Cerberus Capital Management has pulled out of the bidding process for Abraaj Group's asset management platform after its offer was rejected by investors of the embattled Dubai-based private equity firm, according to people familiar with the matter.
Cerberus, whose offer of about $25 million for the rights to manage the platform was the lowest among several bidders, walked away from the process on July 20, the people said, asking not to be identified as the matter is private.
A representative for the joint provisional liquidators of Abraaj confirmed that Cerberus has withdrawn its offer for the platform after not getting enough investor support, and that it's continuing to get and evaluate bids for the business.
"We are committed to ensuring the stability of Abraaj Holdings and Abraaj Investment Management Ltd. and are making the necessary provisions to ensure that all employees remain motivated and focused on achieving stable returns within the portfolio against a backdrop of support in relation to their salaries and end of service benefits," the joint provisional liquidators said in the statement.

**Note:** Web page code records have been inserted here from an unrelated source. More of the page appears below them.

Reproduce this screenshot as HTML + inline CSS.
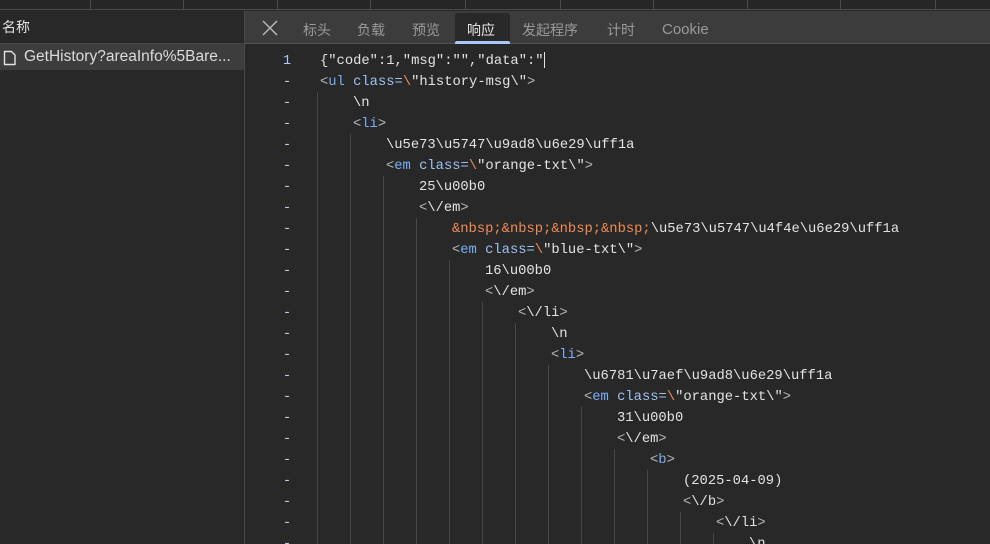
<!DOCTYPE html>
<html><head><meta charset="utf-8"><style>
*{margin:0;padding:0;box-sizing:border-box}
html,body{width:990px;height:544px;overflow:hidden}
body{background:#282828;position:relative;font-family:"Liberation Sans","Noto Sans CJK SC",sans-serif}
.a{position:absolute}
.top{left:0;top:0;width:990px;height:10px;background:#262626;border-bottom:1px solid #4a4a4a}
.vl{position:absolute;top:0;width:1px;height:10px;background:#4a4a4a}
.tab{position:absolute;top:20px;font-size:14px;color:#9a9a9a;line-height:20px}
.code{font-family:"Liberation Mono",monospace;font-size:13.8px;color:#e3e3e3;white-space:pre;line-height:21px;height:21px}
.num{font-family:"Liberation Mono",monospace;font-size:13.8px;color:#a8c7fa;line-height:21px;width:30px;text-align:center;left:272px}
.g{position:absolute;width:1px;background:#474747;bottom:0}
.t{color:#7cacf8}.c{color:#9ec1f3}.o{color:#f28b54}.p{color:#b8b8b8}
</style></head><body>
<div class="a top">
<div class="vl" style="left:90px"></div><div class="vl" style="left:183px"></div><div class="vl" style="left:277px"></div><div class="vl" style="left:370px"></div><div class="vl" style="left:465px"></div><div class="vl" style="left:560px"></div><div class="vl" style="left:653px"></div><div class="vl" style="left:747px"></div><div class="vl" style="left:840px"></div><div class="vl" style="left:935px"></div>
</div>
<div class="a" style="left:0;top:11px;width:244px;height:33px;background:#282828;border-bottom:1px solid #444"></div>
<div class="a" style="left:2px;top:17px;font-size:14px;color:#e3e3e3;line-height:20px">名称</div>
<div class="a" style="left:0;top:44px;width:244px;height:26px;background:#3d3d3d"></div>
<svg class="a" style="left:3px;top:50px" width="14" height="16" viewBox="0 0 14 16"><path d="M1.5 1.5h7l3.5 3.5v9.5h-10.5z" fill="none" stroke="#e3e3e3" stroke-width="1.4" stroke-linejoin="round"/></svg>
<div class="a" style="left:24px;top:47px;font-size:15.5px;color:#dcdcdc;line-height:20px">GetHistory?areaInfo%5Bare...</div>
<div class="a" style="left:244px;top:11px;width:1px;height:533px;background:#4a4a4a"></div>
<div class="a" style="left:245px;top:11px;width:745px;height:33px;background:#3c3c3c;border-bottom:1px solid #555"></div>
<svg class="a" style="left:261px;top:19px" width="18" height="18" viewBox="0 0 18 18"><path d="M2 2L16 16M16 2L2 16" stroke="#bdbdbd" stroke-width="1.4"/></svg>
<div class="tab" style="left:303px">标头</div>
<div class="tab" style="left:357px">负载</div>
<div class="tab" style="left:412px">预览</div>
<div class="a" style="left:455px;top:13px;width:55px;height:31px;background:#282828;border-radius:3px 3px 0 0"></div>
<div class="a" style="left:455px;top:41px;width:55px;height:3px;background:#a8c7fa;border-radius:2px 2px 0 0"></div>
<div class="tab" style="left:467px;color:#e8e8e8">响应</div>
<div class="tab" style="left:522px">发起程序</div>
<div class="tab" style="left:607px">计时</div>
<div class="tab" style="left:662px;font-size:15px">Cookie</div>
<div class="g" style="left:317px;top:92px"></div>
<div class="g" style="left:350px;top:134px"></div>
<div class="g" style="left:383px;top:176px"></div>
<div class="g" style="left:416px;top:218px"></div>
<div class="g" style="left:449px;top:260px"></div>
<div class="g" style="left:482px;top:302px"></div>
<div class="g" style="left:515px;top:323px"></div>
<div class="g" style="left:548px;top:365px"></div>
<div class="g" style="left:581px;top:407px"></div>
<div class="g" style="left:614px;top:449px"></div>
<div class="g" style="left:647px;top:470px"></div>
<div class="g" style="left:680px;top:512px"></div>
<div class="g" style="left:713px;top:533px"></div>
<div class="a num" style="top:51px">1</div>
<div class="a num" style="top:72px;height:472px;overflow:hidden;color:#b9cff0">-<br>-<br>-<br>-<br>-<br>-<br>-<br>-<br>-<br>-<br>-<br>-<br>-<br>-<br>-<br>-<br>-<br>-<br>-<br>-<br>-<br>-<br>-</div>
<div class="a code" style="left:320px;top:51px">{"code":1,"msg":"","data":"<span style="display:inline-block;width:1px;height:16px;background:#e3e3e3;vertical-align:middle"></span></div>
<div class="a code" style="left:320px;top:72px"><span class="p">&lt;</span><span class="t">ul</span> <span class="c">class=</span><span class="o">\</span>"history-msg\"<span class="p">&gt;</span></div>
<div class="a code" style="left:353px;top:93px">\n</div>
<div class="a code" style="left:353px;top:114px"><span class="p">&lt;</span><span class="t">li</span><span class="p">&gt;</span></div>
<div class="a code" style="left:386px;top:135px">\u5e73\u5747\u9ad8\u6e29\uff1a</div>
<div class="a code" style="left:386px;top:156px"><span class="p">&lt;</span><span class="t">em</span> <span class="c">class=</span><span class="o">\</span>"orange-txt\"<span class="p">&gt;</span></div>
<div class="a code" style="left:419px;top:177px">25\u00b0</div>
<div class="a code" style="left:419px;top:198px"><span class="p">&lt;</span>\/em<span class="p">&gt;</span></div>
<div class="a code" style="left:452px;top:219px"><span class="o">&amp;nbsp;&amp;nbsp;&amp;nbsp;&amp;nbsp;</span>\u5e73\u5747\u4f4e\u6e29\uff1a</div>
<div class="a code" style="left:452px;top:240px"><span class="p">&lt;</span><span class="t">em</span> <span class="c">class=</span><span class="o">\</span>"blue-txt\"<span class="p">&gt;</span></div>
<div class="a code" style="left:485px;top:261px">16\u00b0</div>
<div class="a code" style="left:485px;top:282px"><span class="p">&lt;</span>\/em<span class="p">&gt;</span></div>
<div class="a code" style="left:518px;top:303px"><span class="p">&lt;</span>\/li<span class="p">&gt;</span></div>
<div class="a code" style="left:551px;top:324px">\n</div>
<div class="a code" style="left:551px;top:345px"><span class="p">&lt;</span><span class="t">li</span><span class="p">&gt;</span></div>
<div class="a code" style="left:584px;top:366px">\u6781\u7aef\u9ad8\u6e29\uff1a</div>
<div class="a code" style="left:584px;top:387px"><span class="p">&lt;</span><span class="t">em</span> <span class="c">class=</span><span class="o">\</span>"orange-txt\"<span class="p">&gt;</span></div>
<div class="a code" style="left:617px;top:408px">31\u00b0</div>
<div class="a code" style="left:617px;top:429px"><span class="p">&lt;</span>\/em<span class="p">&gt;</span></div>
<div class="a code" style="left:650px;top:450px"><span class="p">&lt;</span><span class="t">b</span><span class="p">&gt;</span></div>
<div class="a code" style="left:683px;top:471px">(2025-04-09)</div>
<div class="a code" style="left:683px;top:492px"><span class="p">&lt;</span>\/b<span class="p">&gt;</span></div>
<div class="a code" style="left:716px;top:513px"><span class="p">&lt;</span>\/li<span class="p">&gt;</span></div>
<div class="a code" style="left:749px;top:534px;height:10px;overflow:hidden">\n</div>
</body></html>
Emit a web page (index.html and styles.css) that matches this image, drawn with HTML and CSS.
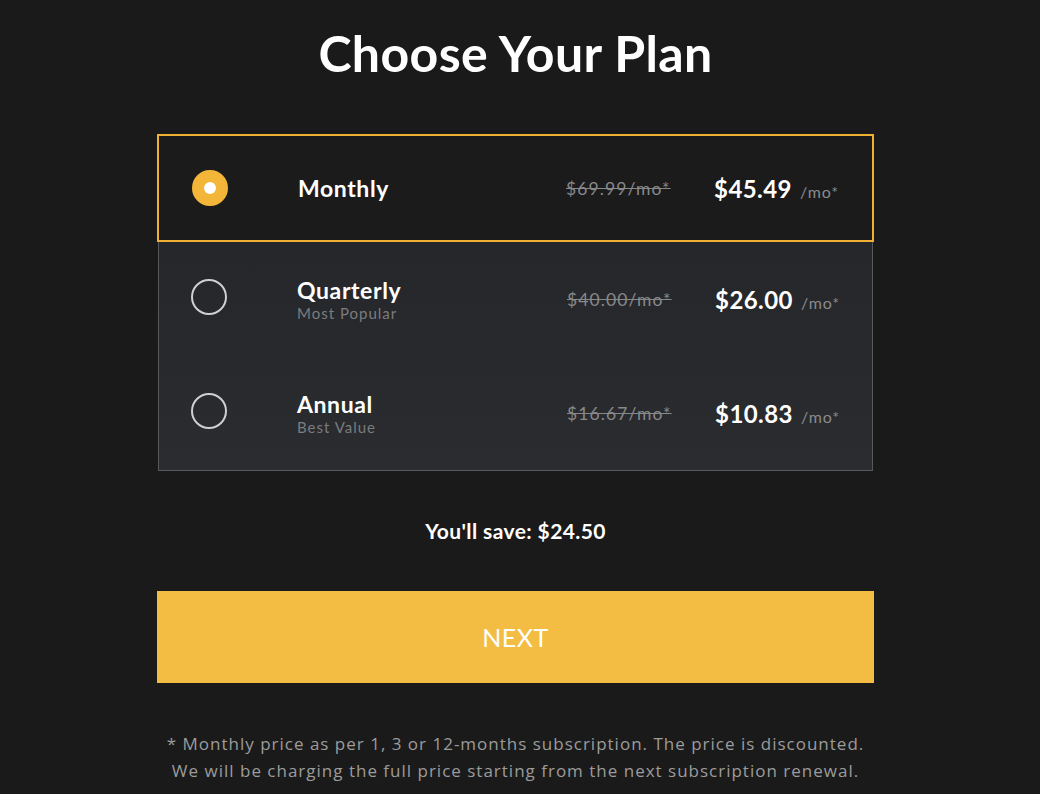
FILE: index.html
```html
<!DOCTYPE html>
<html lang="en">
<head>
    <meta charset="UTF-8">
    <meta name="viewport" content="width=device-width, initial-scale=1.0">
    <title>Choose Your Plan</title>
    <link rel="stylesheet" href="styles.css">
</head>
<body>

    <div class="page">
        <h1>Choose Your Plan</h1>

        <div class="plans">
            <label class="plan selected">
                <span class="radio"></span>
                <span class="plan-name">Monthly</span>
                <span class="old-price">$69.99/mo*</span>
                <span class="price">$45.49 <small>/mo*</small></span>
            </label>

            <label class="plan">
                <span class="radio"></span>
                <span class="plan-name">Quarterly<em>Most Popular</em></span>
                <span class="old-price">$40.00/mo*</span>
                <span class="price">$26.00 <small>/mo*</small></span>
            </label>

            <label class="plan">
                <span class="radio"></span>
                <span class="plan-name">Annual<em>Best Value</em></span>
                <span class="old-price">$16.67/mo*</span>
                <span class="price">$10.83 <small>/mo*</small></span>
            </label>
        </div>

        <p class="save">You'll save: $24.50</p>

        <button class="next-btn">NEXT</button>

        <p class="note">* Monthly price as per 1, 3 or 12-months subscription. The price is discounted.<br>
        We will be charging the full price starting from the next subscription renewal.</p>
    </div>

</body>
</html>
```

FILE: styles.css
```css
body {
    margin: 0;
    background: #1a1a1a;
    color: #fff;
    font-family: 'Lato', sans-serif;
}
.page {
    width: 717px;
    margin-left: 157px;
    padding-top: 22px;
}
h1 {
    margin: 0;
    text-align: center;
    font-size: 50px;
    font-weight: 700;
    line-height: 62px;
    letter-spacing: 0.4px;
}
.plans {
    margin-top: 50px;
    background: linear-gradient(180deg, #232427, #2a2c30);
    border: 1px solid #58595c;
    border-top: none;
    margin-left: 1px;
    margin-right: 1px;
}
.plan {
    display: flex;
    align-items: center;
    height: 114px;
    padding: 0 32px;
    box-sizing: border-box;
    cursor: pointer;
}
.plan.selected {
    height: 108px;
    background: #1b1b1b;
    border: 2px solid #f0b132;
    margin: 0 -2px;
    padding: 0 33px;
}
.radio {
    width: 32px;
    height: 32px;
    border: 2px solid #cfcfcf;
    border-radius: 50%;
    flex-shrink: 0;
    margin-top: -4px;
}
.selected .radio {
    background: #f3b638;
    border-color: #f3b638;
    position: relative;
    margin-top: 0;
}
.selected .radio::after {
    content: '';
    position: absolute;
    left: 10px;
    top: 10px;
    width: 12px;
    height: 12px;
    border-radius: 50%;
    background: #fff;
}
.plan-name {
    flex: 1;
    margin-left: 70px;
    font-size: 23px;
    font-weight: 700;
    letter-spacing: 0.6px;
    line-height: 28px;
}
.plan-name em {
    display: block;
    font-style: normal;
    font-weight: 400;
    font-size: 15px;
    line-height: 18px;
    color: #7b7c7f;
    letter-spacing: 1px;
}
.old-price {
    width: 110px;
    font-size: 17.5px;
    color: #87888a;
    text-decoration: line-through;
    letter-spacing: 1.1px;
}
.price {
    width: 133px;
    margin-left: 30px;
    text-align: right;
    font-size: 24px;
    font-weight: 700;
    letter-spacing: 0.4px;
}
.price small {
    font-size: 16px;
    font-weight: 400;
    color: #8a8b8d;
    margin-left: 2px;
    letter-spacing: 0.9px;
}
.save {
    margin: 48px 0 0;
    text-align: center;
    font-size: 21px;
    font-weight: 700;
    line-height: 24px;
    letter-spacing: 0.4px;
}
.next-btn {
    display: block;
    width: 100%;
    height: 92px;
    margin-top: 48px;
    border: none;
    background: #f2bd42;
    color: #fff;
    font-family: 'Lato', sans-serif;
    font-size: 25px;
    font-weight: 400;
    letter-spacing: 0.5px;
    cursor: pointer;
}
.note {
    margin: 47px 0 0;
    text-align: center;
    font-family: 'Open Sans', sans-serif;
    font-size: 17px;
    line-height: 27px;
    color: #9c9c9c;
    letter-spacing: 1px;
}
```
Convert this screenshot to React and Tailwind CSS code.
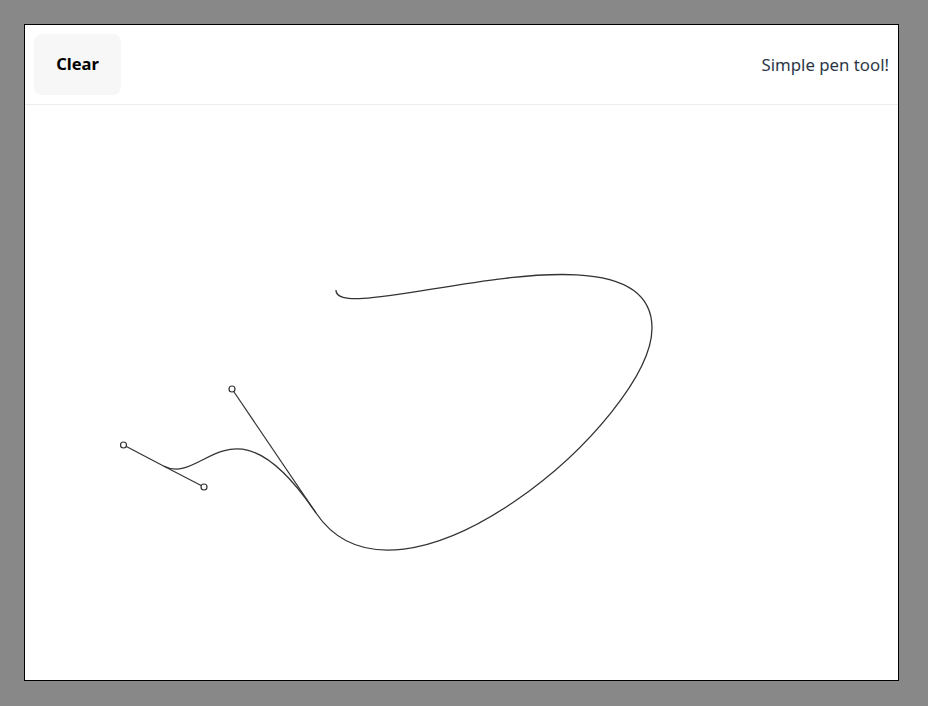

A representative for Cerberus declined to comment.
Abraaj's dramatic collapse has led to suitors circling the emerging market investor's asset management unit, which will give the winner access to more than a dozen developing countries worldwide. York Capital Management has offered about $400 million, including $350 million to buy Abraaj's stakes in some of its private equity funds and the rest for the asset management platform, people familiar with the matter said July 20.
Abraaj was the Middle East's biggest private equity firm until accusations that it mismanaged millions of dollars of clients' money sent it spiraling toward collapse. Court-appointed liquidators seeking to settle more than $1 billion in debts are weighing offers for Abraaj's assets.
A unit of Abu Dhabi Financial Group made a $55 million bid for the asset management platform, challenging Cerberus's offer, people familiar with the matter said July 17. An earlier proposal from Tom Barrack's Colony Capital was rejected by the liquidators, even though the firm had also made an offer for Abraaj's limited partnership stakes.